New House of Lords report supports APHC apprenticeships findings
Published: 19 April, 2016
A new report by the House of Lords social mobility committee says that young people who do not study for A-levels or degrees are “overlooked and left behind”.
The research, which indicates that young people are let down by over emphasis on higher education and a lack of training options, supports recent findings by APHC which reveal that the majority of people believe that apprenticeships should be encouraged as an alternative to attending university.
The Lords report argues that there is a strong focus on numbers entering university, despite the fact that the majority of young people choose not to continue their academic studies after the age of 16. In England in 2013-14, a total population of 1,285,800 16 and 17 year olds, only 47% (601,500 people) started A-levels, whereas 53% (684,300 people) did not. APHC’s research reflects this need for schools to promote careers in trades alongside university, with 86% of people agreeing that school leavers should be encouraged to consider an apprenticeship as an alternative to higher education and only 2% disagreeing.

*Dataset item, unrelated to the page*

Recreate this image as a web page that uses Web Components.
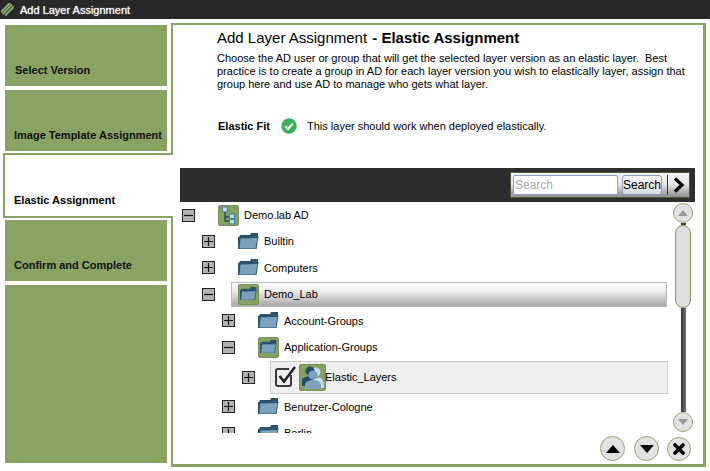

Malcolm Trobe, leader of the ASCL Head Teacher’s Union said: “The intense academic focus of the existing curriculum is too narrow for some students and a new approach is needed. Careers advice and education are being delivered in a way which means that too many young people simply drift into further studies or their first job, which too often has no real prospect of progression.”
Another important point highlighted by the report is that young people can become disheartened by the heavy focus on academic results in schools, especially those who are middle-ability achievers, something which in turn can have an impact on social mobility. This aligns with APHC’s findings, in which 19% of respondents acknowledged that higher education is not suited to everyone, with other perceived benefits including a better chance of getting a job, the opportunity to gain a broader experience of life within the workplace and the chance to learn a useful skill.
John Thompson, chief executive at APHC said: “We welcome this new report from the House of Lords, which supports our recent findings about attitudes towards careers in trades in England and Wales. We hope that government will take heed of this information by making it a priority to promote apprenticeships as an alternative to higher education in our schools.”